A 19th-century case of murder casts a detective as both hunter and hunted.
As Japan slowly evolves from a feudal society whose samurai control everything to a modern nation whose new military class is bent on territorial expansion, a Japanese delegation visiting England stops at private detective Cyrus Barker’s exquisite Japanese garden. Their numbers include Ambassador Toda Ichigo, Gen. Mononobe, Adm. Edami, and their bodyguards, along with Trelawney Campbell-Ffinch of the Foreign Office, no friend to Barker. Barker is an enigmatic Scot whose past is mostly hidden even from those closest to him, like Thomas Llewelyn, his Welsh assistant, and his loyal Jewish butler, Jacob “Mac” Maccabee. When the ambassador is shot dead, Barker, found nearby with a pistol minus one bullet, is arrested and badly beaten by minions of the Foreign Office.
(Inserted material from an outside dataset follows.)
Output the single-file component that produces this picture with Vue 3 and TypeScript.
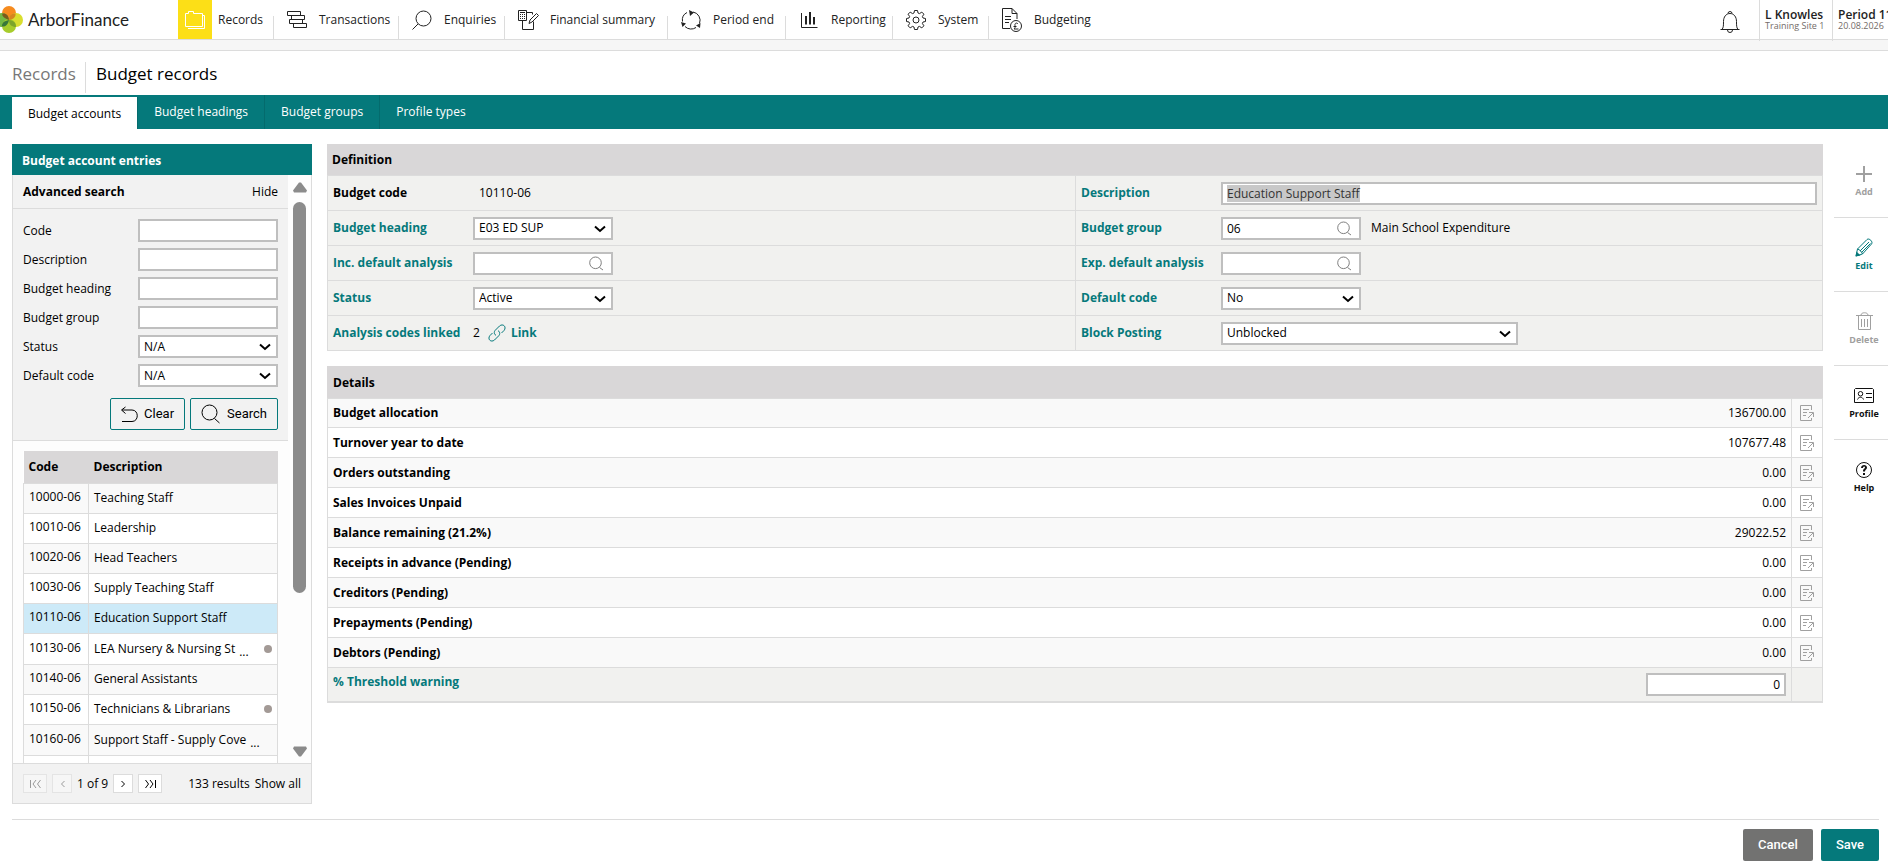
<script setup lang="ts">
import { h, onMounted, ref } from 'vue'

interface Icon { size: [number, number]; lines?: string; fills?: string }

const icons: Record<string, Icon> = {
  records: { size: [20, 18], lines: 'M.5 15.5V2.5h3v-2h5v2h9v13zM3 17.5h16.5V4.5h-2' },
  transactions: { size: [21, 17], lines: 'M.5.5h13v4h-13zM4.5 4.5h13v4h-13zM2.5 8.5h13v4h-13zM6.5 12.5h13v4h-13z' },
  enquiries: { size: [20, 20], lines: 'M11.5 1a7.5 7.5 0 1 1 0 15a7.5 7.5 0 0 1 0-15M6 14L.5 19.5' },
  summary: { size: [21, 20], lines: 'M.5.5h8v10h-8zM2 2.5h5M2 4.5h1M4 4.5h1M6 4.5h1M2 6.5h1M4 6.5h1M6 6.5h1M2 8.5h1M4 8.5h1M6 8.5h1M8.5 2.5h6v2M4.5 10.5v9h11v-8M11 13.5l1-3.5 6.5-6.5 2 2-6.500 6.500z' },
  period: { size: [20, 20], lines: 'M6 2.500a8.500 8.500 0 0 0-4.500 9M4 16.500a8.500 8.500 0 0 0 11 1M18.500 13.500a8.500 8.500 0 0 0-6.500-11.500', fills: 'M8 0l5 2.500L9 6zM0 12l5 1.500L1.500 17zM19.500 13l-.5 5-4-2.500z' },
  reporting: { size: [17, 16], lines: 'M.5 1v14.5H16.5', fills: 'M4 4h2v8.5H4zM8 0h2v12.5H8zM12 5h2v7.5h-2z' },
  system: { size: [20, 20], lines: 'M8.5.5h3l.5 2.500 1.500.6 2.300-1.500 2.100 2.100-1.500 2.300.6 1.500 2.500.5v3l-2.500.5-.6 1.500 1.500 2.300-2.100 2.100-2.300-1.500-1.500.6-.5 2.500h-3l-.5-2.500-1.500-.6-2.300 1.500-2.100-2.100 1.500-2.300-.6-1.500-2.500-.5v-3l2.500-.5.6-1.500-1.500-2.300 2.100-2.100 2.300 1.500 1.500-.6zM10 7a3 3 0 1 1 0 6a3 3 0 0 1 0-6' },
  budgeting: { size: [20, 24], lines: 'M8 20.5H.5V.5H10l5 5v5.500M10 .5v5h5M3 8.500h6M3 11.500h6M3 14.500h4M14 12.500a5.500 5.500 0 1 1 0 11a5.500 5.500 0 0 1 0-11M16 16c-1.500-2-3.500-.5-3 1.500.5 1.500 0 2.500-1 3.500h4.500M11.500 18.500h3' },
  bell: { size: [20, 24], lines: 'M.5 19.5h19M2 19.5c1.5-2 1.5-4 1.5-8C3.500 7 6 3.500 10 3.500S16.500 7 16.500 11.500c0 4 0 6 1.500 8M8 3.500a2 2 0 1 1 4 0M7.500 20a2.500 2.500 0 0 0 5 0' },
  add: { size: [16, 16], fills: 'M7 0h2v7h7v2H9v7H7V9H0V7h7z' },
  edit: { size: [19, 19], lines: 'M1 18l1.5-7L12 1.500c2-2 6.500 2.500 4.500 4.500L7.500 16zM2.500 11c2 .5 4.500 3 5 5M5 13l9-9M6.500 14.500l9-9', fills: 'M.5 18.500l1-5 4 4z' },
  delete: { size: [17, 19], lines: 'M0 3.5h17M5 3c0-3 7-3 7 0M2.5 4v13.5h12V4M5.5 7v8M8.5 7v8M11.5 7v8' },
  profile: { size: [20, 16], lines: 'M1.5.5h17l1 1v13h-19v-13zM6.5 3.5a2 2 0 1 1 0 4.5a2 2 0 0 1 0-4.5M3.5 11.5c1-3 5-3 6 0M12 5.5h6M12 9.5h6' },
  help: { size: [16, 16], lines: 'M8 .5a7.5 7.5 0 1 1 0 15a7.5 7.5 0 0 1 0-15', fills: 'M5 6c0-4 6-4 6-.5 0 2-2 2-2 4H7c0-3 2-3 2-4 0-1.500-2-1-2 .5zM7 11h2v2H7z' },
  undo: { size: [17, 16], lines: 'M4.5 1L.5 4l4 3.500M1 4h10c7 0 7 11.500 0 11.500H1' },
  search: { size: [20, 20], lines: 'M8.5 1a7.500 7.500 0 1 1 0 15a7.500 7.500 0 0 1 0-15M13.500 14.500l5 4.500' },
  lookup: { size: [15, 15], lines: 'M6.5 1a5.800 5.800 0 1 1 0 11.600a5.800 5.800 0 0 1 0-11.600M10.500 11.500l3.500 2.500' },
  link: { size: [18, 18], lines: 'M8 11.500C5.500 9.500 6 7.500 7.500 6l4-4c3.500-3 7.500 1 4.500 4.500l-2.500 2.500M10 6.500c2.500 2 2 4 .5 5.500l-4 4c-3.500 3-7.500-1-4.500-4.500l2.500-2.500' },
  note: { size: [14, 16], lines: 'M11.5 5V.5H.5v15H11.5V13M3 4.5h6M3 7.5h4M3 10.5h3M8 13l5-5M9 7.5h4.500v4.500' },
  chevron: { size: [12, 8], lines: 'M1 1.5l5 4.500 5-4.500' },
  up: { size: [14, 11], fills: 'M6 .5h2l6 8-1 2H1l-1-2z' },
  down: { size: [14, 11], fills: 'M6 10.5h2l6-8-1-2H1l-1 2z' },
  first: { size: [11, 10], lines: 'M.5 1v8M6 1L3 5l3 4M10.500 1l-3 4 3 4' },
  previous: { size: [5, 8], lines: 'M4.5 1l-3 3 3 3' },
  next: { size: [5, 8], lines: 'M.5 1l3 3-3 3' },
  last: { size: [11, 10], lines: 'M10.5 1v8M5 1l3 4-3 4M.5 1l3 4-3 4' },
}

const Glyph = (props: { name: string }) => {
  const { size: [width, height], lines, fills } = icons[props.name]
  return h('svg', { width, height, viewBox: `0 0 ${width} ${height}`, fill: 'none', 'aria-hidden': 'true', class: 'glyph' }, [
    lines ? h('path', { d: lines, stroke: 'currentColor' }) : null,
    fills ? h('path', { d: fills, fill: 'currentColor' }) : null,
  ])
}
Glyph.props = ['name']

const nav = [
  { icon: 'records', label: 'Records', active: true },
  { icon: 'transactions', label: 'Transactions' },
  { icon: 'enquiries', label: 'Enquiries' },
  { icon: 'summary', label: 'Financial summary' },
  { icon: 'period', label: 'Period end' },
  { icon: 'reporting', label: 'Reporting' },
  { icon: 'system', label: 'System' },
  { icon: 'budgeting', label: 'Budgeting' },
]
const tabs = ['Budget accounts', 'Budget headings', 'Budget groups', 'Profile types']
const filters = [
  { id: 'f-code', label: 'Code' },
  { id: 'f-description', label: 'Description' },
  { id: 'f-heading', label: 'Budget heading' },
  { id: 'f-group', label: 'Budget group' },
  { id: 'f-status', label: 'Status', option: 'N/A' },
  { id: 'f-default', label: 'Default code', option: 'N/A' },
]
const accounts = [
  { code: '10000-06', name: 'Teaching Staff' },
  { code: '10010-06', name: 'Leadership' },
  { code: '10020-06', name: 'Head Teachers' },
  { code: '10030-06', name: 'Supply Teaching Staff' },
  { code: '10110-06', name: 'Education Support Staff', selected: true },
  { code: '10130-06', name: 'LEA Nursery & Nursing St', cut: true, dot: true },
  { code: '10140-06', name: 'General Assistants' },
  { code: '10150-06', name: 'Technicians & Librarians', dot: true },
  { code: '10160-06', name: 'Support Staff - Supply Cove', cut: true },
  { code: '', name: '' },
]
const details = [
  ['Budget allocation', '136700.00'],
  ['Turnover year to date', '107677.48'],
  ['Orders outstanding', '0.00'],
  ['Sales Invoices Unpaid', '0.00'],
  ['Balance remaining (21.2%)', '29022.52'],
  ['Receipts in advance (Pending)', '0.00'],
  ['Creditors (Pending)', '0.00'],
  ['Prepayments (Pending)', '0.00'],
  ['Debtors (Pending)', '0.00'],
]
const actions = [
  { icon: 'add', label: 'Add', tone: 'muted' },
  { icon: 'edit', label: 'Edit', tone: 'teal' },
  { icon: 'delete', label: 'Delete', tone: 'muted' },
  { icon: 'profile', label: 'Profile', tone: 'dark' },
  { icon: 'help', label: 'Help', tone: 'dark' },
]

const description = ref('Education Support Staff')
const group = ref('06')
const threshold = ref('0')
const descriptionInput = ref<HTMLInputElement | null>(null)

onMounted(() => {
  descriptionInput.value?.focus()
  descriptionInput.value?.select()
})
</script>

<template>
  <div class="app">
    <header class="topbar">
      <a class="brand" href="#">
        <svg class="logo" width="23" height="28" viewBox="0 0 23 28" aria-hidden="true">
          <circle cx="9" cy="7" r="7" fill="#f68b1f" />
          <circle cx="2" cy="14" r="7" fill="#72b844" />
          <circle cx="16" cy="14" r="7" fill="#d9de2f" />
          <circle cx="9" cy="20" r="7" fill="#a7cc2c" />
          <path d="M9 14C3 12 1.500 9 2.500 7.500 6 7 8.500 9 9 14z" fill="#7a5a1c" />
          <path d="M9 14c0-5 3-7 6.500-6.500C16 11 13 13.500 9 14z" fill="#d6851f" />
          <path d="M9 14c-1 5-4 7-7 6.500C1.500 17 4 15 9 14z" fill="#37773a" />
          <path d="M9 14c5 .5 7 3 7 7-4 0-7-2-7-7z" fill="#7da52a" />
        </svg>
        <span>ArborFinance</span>
      </a>
      <nav class="nav">
        <a v-for="item in nav" :key="item.label" href="#" :class="{ active: item.active }">
          <span class="nav-icon"><Glyph :name="item.icon" /></span>
          <span>{{ item.label }}</span>
        </a>
      </nav>
      <div class="account">
        <button class="bell" type="button" aria-label="Notifications"><Glyph name="bell" /></button>
        <div class="user"><strong>L Knowles</strong><small>Training Site 1</small></div>
        <div class="user"><strong>Period 11</strong><small>20.08.2026</small></div>
      </div>
    </header>
    <div class="strip"></div>

    <div class="crumbs"><a href="#">Records</a><h1>Budget records</h1></div>
    <nav class="tabs">
      <a v-for="(tab, i) in tabs" :key="tab" href="#" :class="{ current: i === 0 }">{{ tab }}</a>
    </nav>

    <main class="content">
      <aside class="entries">
        <h2>Budget account entries</h2>
        <div class="scroller">
          <div class="scrolled">
            <form class="search" @submit.prevent>
              <div class="search-head"><strong>Advanced search</strong><a href="#">Hide</a></div>
              <div class="filters">
                <template v-for="f in filters" :key="f.id">
                  <label :for="f.id">{{ f.label }}</label>
                  <span v-if="f.option" class="field pick">
                    <select :id="f.id"><option>{{ f.option }}</option></select><Glyph name="chevron" />
                  </span>
                  <span v-else class="field"><input :id="f.id" type="text" /></span>
                </template>
              </div>
              <div class="buttons">
                <button type="reset"><Glyph name="undo" />Clear</button>
                <button type="submit"><Glyph name="search" />Search</button>
              </div>
            </form>
            <table class="accounts">
              <thead><tr><th>Code</th><th>Description</th></tr></thead>
              <tbody>
                <tr v-for="a in accounts" :key="a.code" :class="{ selected: a.selected, cut: a.cut }">
                  <td>{{ a.code }}</td>
                  <td>
                    <div class="name">
                      <span>{{ a.name }}</span><span v-if="a.cut" class="more">...</span><i v-if="a.dot" class="dot"></i>
                    </div>
                  </td>
                </tr>
              </tbody>
            </table>
          </div>
          <div class="bar"><Glyph name="up" /><span class="thumb"></span><Glyph name="down" /></div>
        </div>
        <div class="pager">
          <button type="button" disabled aria-label="First page" class="wide"><Glyph name="first" /></button>
          <button type="button" disabled aria-label="Previous page"><Glyph name="previous" /></button>
          <span>1 of 9</span>
          <button type="button" aria-label="Next page"><Glyph name="next" /></button>
          <button type="button" aria-label="Last page" class="wide"><Glyph name="last" /></button>
          <span class="results">133 results</span><a href="#">Show all</a>
        </div>
      </aside>

      <div class="record">
        <section class="panel">
          <h2>Definition</h2>
          <div class="definition">
            <div class="cell"><span class="label plain">Budget code</span><span class="value">10110-06</span></div>
            <div class="cell">
              <label class="label" for="description">Description</label>
              <span class="field grow"><input id="description" ref="descriptionInput" v-model="description" type="text" /></span>
            </div>
            <div class="cell">
              <label class="label" for="heading">Budget heading</label>
              <span class="field pick"><select id="heading"><option>E03 ED SUP</option></select><Glyph name="chevron" /></span>
            </div>
            <div class="cell">
              <label class="label" for="group">Budget group</label>
              <span class="field look"><input id="group" v-model="group" type="text" /><Glyph name="lookup" /></span>
              <span class="note">Main School Expenditure</span>
            </div>
            <div class="cell">
              <label class="label" for="income">Inc. default analysis</label>
              <span class="field look"><input id="income" type="text" /><Glyph name="lookup" /></span>
            </div>
            <div class="cell">
              <label class="label" for="expense">Exp. default analysis</label>
              <span class="field look"><input id="expense" type="text" /><Glyph name="lookup" /></span>
            </div>
            <div class="cell">
              <label class="label" for="status">Status</label>
              <span class="field pick"><select id="status"><option>Active</option></select><Glyph name="chevron" /></span>
            </div>
            <div class="cell">
              <label class="label" for="default">Default code</label>
              <span class="field pick"><select id="default"><option>No</option></select><Glyph name="chevron" /></span>
            </div>
            <div class="cell">
              <span class="label">Analysis codes linked</span><span>2</span>
              <a class="link" href="#"><Glyph name="link" />Link</a>
            </div>
            <div class="cell">
              <label class="label" for="posting">Block Posting</label>
              <span class="field pick long"><select id="posting"><option>Unblocked</option></select><Glyph name="chevron" /></span>
            </div>
          </div>
        </section>

        <section class="panel">
          <h2 class="tall">Details</h2>
          <table class="details">
            <tbody>
              <tr v-for="row in details" :key="row[0]">
                <th scope="row">{{ row[0] }}</th>
                <td>{{ row[1] }}</td>
                <td class="tool"><button type="button" :aria-label="`Open ${row[0]}`"><Glyph name="note" /></button></td>
              </tr>
              <tr class="threshold">
                <th scope="row"><label for="threshold">% Threshold warning</label></th>
                <td><span class="field number"><input id="threshold" v-model="threshold" type="text" /></span></td>
                <td class="tool"></td>
              </tr>
            </tbody>
          </table>
        </section>
      </div>

      <div class="actions">
        <button v-for="a in actions" :key="a.label" type="button" :class="a.tone">
          <span class="action-icon"><Glyph :name="a.icon" /></span>{{ a.label }}
        </button>
      </div>
    </main>

    <footer class="footer">
      <button type="button" class="cancel">Cancel</button>
      <button type="button" class="save">Save</button>
    </footer>
  </div>
</template>

<style>
body { background: #fff; }
</style>

<style scoped>
.app { font: 12px/18px "Open Sans", "Noto Sans", sans-serif; color: #000; overflow: hidden; }
.app, .app * { box-sizing: border-box; }
a { color: inherit; text-decoration: none; }
button, input, select { font: inherit; color: inherit; margin: 0; }
button { cursor: pointer; }
h1, h2 { margin: 0; font-size: 12px; line-height: 18px; }
.glyph { flex: none; display: block; }

.topbar { display: flex; height: 40px; border-bottom: 1px solid #dcdcdc; }
.brand { width: 178px; flex: none; display: flex; align-items: center; gap: 5px; font: 17px/24px Lato, sans-serif; color: #222; }
.nav { display: grid; grid-template-columns: 96px 125px 106px 163px 118px 107px 96px 110px; color: #222; }
.nav a { display: flex; align-items: center; position: relative; white-space: nowrap; }
.nav a:not(:last-child)::after { content: ""; position: absolute; right: 0; bottom: 0; height: 23px; width: 1px; background: #dcdcdc; }
.nav-icon { width: 34px; height: 39px; margin-right: 11px; padding-left: 12px; display: flex; align-items: center; justify-content: center; flex: none; }
.active .nav-icon { background: #fcdf17; color: #fff; margin-right: 6px; padding: 0; }
.account { margin-left: auto; display: flex; flex: none; width: 188px; color: #222; }
.bell { border: 0; background: none; width: 59px; flex: none; padding: 4px 19px 0 20px; display: flex; align-items: center; }
.user { width: 73px; flex: none; border-left: 1px solid #dcdcdc; padding: 8px 0 0 5px; white-space: nowrap; height: 41px; }
.user strong, .user small { display: block; }
.user strong { font-size: 12px; line-height: 13px; font-weight: 600; }
.user small { font-size: 9px; line-height: 10px; color: #736b68; }
.strip { height: 11px; background: #f6f6f6; border-bottom: 1px solid #dcdcdc; }

.crumbs { display: flex; align-items: stretch; height: 44px; padding: 11px 12px 2px; font-size: 17px; color: #777; line-height: 24px; }
.crumbs h1 { font-size: 17px; line-height: 24px; font-weight: 400; color: #000; }
.crumbs a { width: 74px; border-right: 1px solid #dcdcdc; margin-right: 10px; }

.tabs { display: flex; height: 34px; background: #05797b; padding-left: 12px; color: #fff; }
.tabs a { padding: 0 16px; line-height: 34px; border-right: 1px solid #046b6d; }
.tabs a:last-child { border: 0; }
.tabs .current { background: #fff; color: #000; margin-top: 2px; }

.content { display: flex; align-items: flex-start; padding-top: 15px; }
.entries { width: 300px; flex: none; margin: 0 15px 15px 12px; border: 1px solid #dcdcdc; border-top: 0; background: #fdfdfd; }
.entries h2 { background: #05797b; color: #fff; margin: 0 -1px; padding: 8px 10px 5px; font-weight: 700; }
.scroller { display: flex; height: 588px; overflow: hidden; }
.scrolled { width: 275px; }
.search { background: #f2f2f2; border-bottom: 1px solid #dcdcdc; padding-bottom: 10px; }
.search-head { display: flex; justify-content: space-between; padding: 8px 10px 7px; border-bottom: 1px solid #dcdcdc; }
.filters { display: grid; grid-template-columns: 115px 140px; row-gap: 6px; padding: 10px 10px 11px; align-items: center; }
.buttons { display: flex; justify-content: flex-end; gap: 5px; padding-right: 10px; font: 13px/18px Roboto, sans-serif; }
.buttons button { height: 32px; border: 1px solid #05797b; border-radius: 2px; background: #f2f2f2; padding: 0 10px; display: flex; align-items: center; gap: 6px; }

.field { display: block; position: relative; width: 140px; height: 23px; flex: none; }
.field input, .field select { width: 100%; height: 100%; border: 2px solid #bfbfbf; border-radius: 0; background: #fff; padding: 0 4px; outline: 0; display: block; appearance: none; }
.field input::selection { background: #c8c8c8; color: #333; }
.pick .glyph { position: absolute; right: 7px; top: 8px; pointer-events: none; stroke-width: 2; }
.look .glyph { position: absolute; right: 9px; top: 4px; color: #808080; }
.field.long { width: 297px; }
.field.grow { width: auto; flex: 1; }
.field.number { margin-left: auto; }
.field.number input { text-align: right; }

.accounts { width: 255px; margin: 10px 0 0 10px; border-collapse: collapse; table-layout: fixed; background: #fff; }
.accounts th { background: #d9d7d8; text-align: left; height: 32px; padding: 0 5px; font-weight: 700; }
.accounts th:first-child { width: 65px; }
.accounts td { border: 1px solid #dcdcdc; height: 30px; padding: 0 5px; white-space: nowrap; }
.accounts td:first-child { padding-bottom: 2px; }
.accounts .cut td { height: 31px; }
.accounts tbody tr:nth-child(odd) { background: #f9f9f9; }
.accounts tbody tr.selected { background: #cdeaf8; }
.name { display: flex; align-items: center; }
.more { margin-left: 4px; padding-top: 6px; line-height: 12px; }
.dot { width: 8px; height: 8px; border-radius: 50%; background: #a39a96; margin-left: auto; }
.bar { width: 23px; padding: 7px 4px 6px; display: flex; flex-direction: column; align-items: center; color: #8b8b8b; }
.thumb { width: 13px; height: 391px; border-radius: 7px; background: #8b8b8b; margin: 9px 0 auto; }
.pager { display: flex; align-items: center; gap: 5px; height: 40px; border-top: 1px solid #dcdcdc; background: #f2f2f2; padding: 0 10px; white-space: nowrap; }
.pager button { width: 20px; height: 19px; border: 1px solid #dcdcdc; background: #fff; padding: 0; display: flex; align-items: center; justify-content: center; }
.pager button.wide { width: 24px; }
.pager button:disabled { background: #f6f6f6; color: #999; border-color: #e4e4e4; }
.pager .results { margin-left: auto; }

.record { flex: 1; min-width: 0; }
.panel { margin-bottom: 15px; border: 1px solid #dcdcdc; border-top: 0; }
.panel h2 { background: #d9d7d8; margin: 0 -1px; padding: 7px 5px 6px; font-weight: 700; }
.panel h2.tall { padding: 8px 6px 6px; }
.definition { display: grid; grid-template-columns: 1fr 1fr; background: #f1f1ef; }
.cell { display: flex; align-items: center; border-top: 1px solid #dcdcdc; height: 35px; padding: 0 5px; }
.cell:nth-child(even) { border-left: 1px solid #dcdcdc; }
.cell .label { width: 140px; flex: none; }
.label, .threshold th { color: #05797b; font-weight: 700; white-space: nowrap; }
.label.plain { color: #000; }
.cell .value { padding-left: 6px; }
.note { margin-left: 10px; }
.link { display: flex; align-items: center; gap: 5px; color: #05797b; font-weight: 700; margin-left: 8px; }

.details { width: 100%; border-collapse: collapse; }
.details th, .details td { border-top: 1px solid #dcdcdc; height: 30px; padding: 0 5px; text-align: left; vertical-align: middle; }
.details tr:first-child > * { height: 29px; }
.details td { text-align: right; }
.details tr:nth-child(odd) { background: #f9f9f9; }
.details .tool { width: 30px; border-left: 1px solid #dcdcdc; padding: 0 8px; }
.tool button { display: block; border: 0; background: none; padding: 0; color: #a0a0a0; }
.details tr.threshold { background: #f1f1ef; border-bottom: 1px solid #dcdcdc; }
.details .threshold > * { height: 34px; }
.details .threshold th { padding-bottom: 5px; }

.actions { width: 54px; flex: none; margin-left: 11px; }
.actions button { width: 100%; height: 74px; display: flex; flex-direction: column; align-items: center; justify-content: center; border: 0; border-bottom: 1px solid #dcdcdc; background: none; padding: 0 0 0 6px; font: 700 9px/14px "Open Sans", sans-serif; }
.actions button:last-child { border: 0; }
.action-icon { height: 22px; display: flex; align-items: center; }
.actions .muted { color: #a0a0a0; }
.actions .teal { color: #05797b; }
.actions .dark { color: #111; }

.footer { display: flex; justify-content: flex-end; gap: 8px; border-top: 1px solid #dcdcdc; margin: 0 9px 0 12px; padding: 9px 0 3px; }
.footer button { height: 32px; border: 0; border-radius: 2px; color: #fff; padding: 0 15px; font: 500 13px/20px Roboto, sans-serif; }
.cancel { background: #727271; }
.save { background: #05797b; }
</style>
Released, he is immediately hired by the general, who claims not to trust the authorities, to figure out who really killed the ambassador. Barker has spent time in China and Japan and speaks both languages. His Chinese ward, Bok Fu Ying, who was sent to England by the empress as a slave to Barker’s Pekingese, Harm, is now married to Mr. K’ing, an addict who owns a gambling establishment and opium house and has his fingers in many pies, including importing/exporting items to Japan. The Japanese delegates are busy buying everything from works of art to battleships and arms, and the government doesn't want any of the deals upset. So Barker must step carefully as he investigates. As Thomas struggles to understand a culture so unlike his own, Barker, who understands it all too well, finds his task both easier and more dangerous than it appears.
The latest of Thomas’ Victorian gems (Hell Bay, 2016, etc.) is a shocker, cleverly weaving historical tidbits about Japan into Barker’s slowly revealed past.